A Taylor series is a representation of a function as an infinite sum of terms calculated from the function's derivatives at a single point. It allows complex functions to be approximated by polynomials, making computations easier.
The Taylor Series Formula
The Taylor series expansion of a function f(x) around a point 'a' is:
f(x) = f(a) + f'(a)(x-a) + f''(a)(x-a)²/2! + f'''(a)(x-a)³/3! + ...
Or using sigma notation:
f(x) = Σ (from n=0 to ∞) [fⁿ(a)/n!] × (x-a)ⁿ
Maclaurin Series
A Maclaurin series is a special case of Taylor series where the expansion is centered at a = 0:
f(x) = f(0) + f'(0)x + f''(0)x²/2! + f'''(0)x³/3! + ...
How to Use This Calculator
- Select Function: Choose from common functions (sin, cos, eˣ, ln, etc.)
- Enter Center Point: Specify the point 'a' around which to expand (0 for Maclaurin)
- Set Terms: Choose how many terms to compute (3 to 10)
- Calculate: View the complete expansion with coefficients
Common Taylor/Maclaurin Series
| Function | Series (centered at 0) |
|---|---|
| eˣ | 1 + x + x²/2! + x³/3! + ... |
| sin(x) | x - x³/3! + x⁵/5! - x⁷/7! + ... |
| cos(x) | 1 - x²/2! + x⁴/4! - x⁶/6! + ... |
| ln(1+x) | x - x²/2 + x³/3 - x⁴/4 + ... |
| 1/(1-x) | 1 + x + x² + x³ + ... |
Applications of Taylor Series
- Approximating functions with polynomials
- Computing limits that are otherwise difficult
- Solving differential equations
- Error estimation in numerical methods
- Physics and engineering calculations
Frequently Asked Questions
What is the difference between Taylor and Maclaurin series?

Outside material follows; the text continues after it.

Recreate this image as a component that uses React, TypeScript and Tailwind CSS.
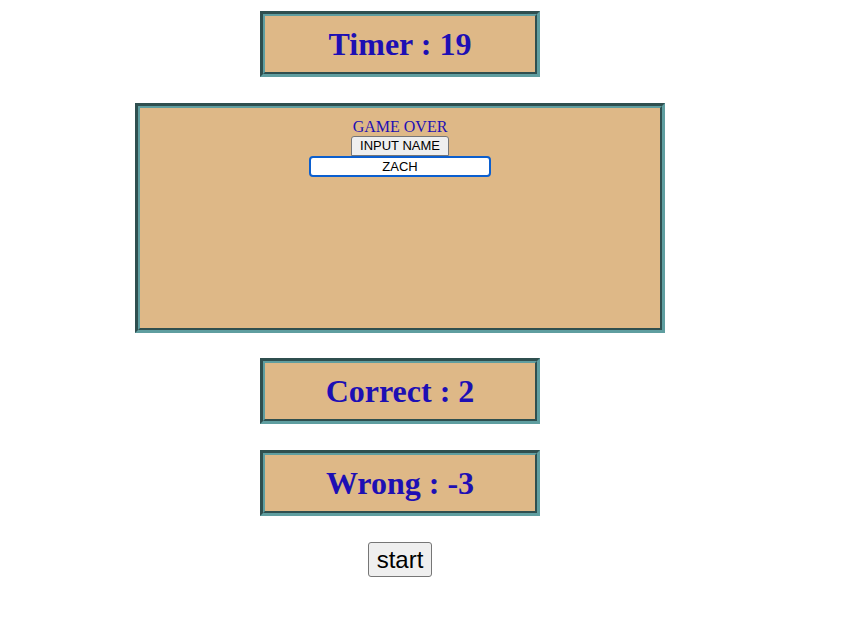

A Maclaurin series is simply a Taylor series centered at x = 0. Both use the same formula.
How many terms do I need for a good approximation?

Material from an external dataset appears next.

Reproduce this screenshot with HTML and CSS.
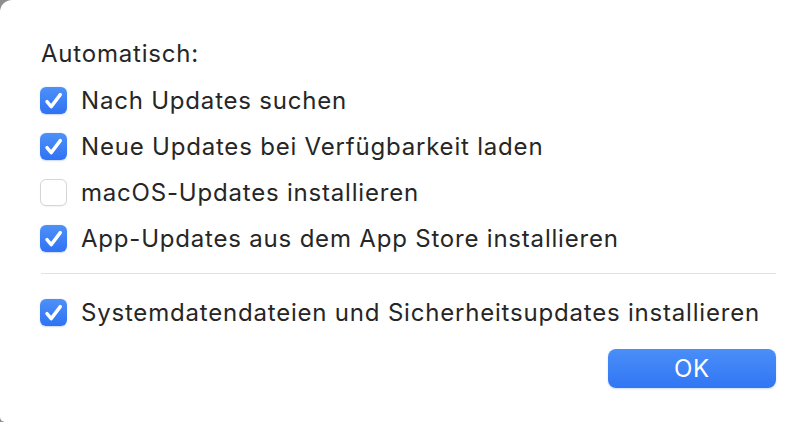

The number of terms depends on the function and how far x is from the center point. Generally, more terms give better accuracy.
What functions can be expanded as Taylor series?
Functions that are infinitely differentiable at the center point can be expanded as Taylor series.
Disclaimer: This calculator is for educational purposes. Results are approximations based on the number of terms computed.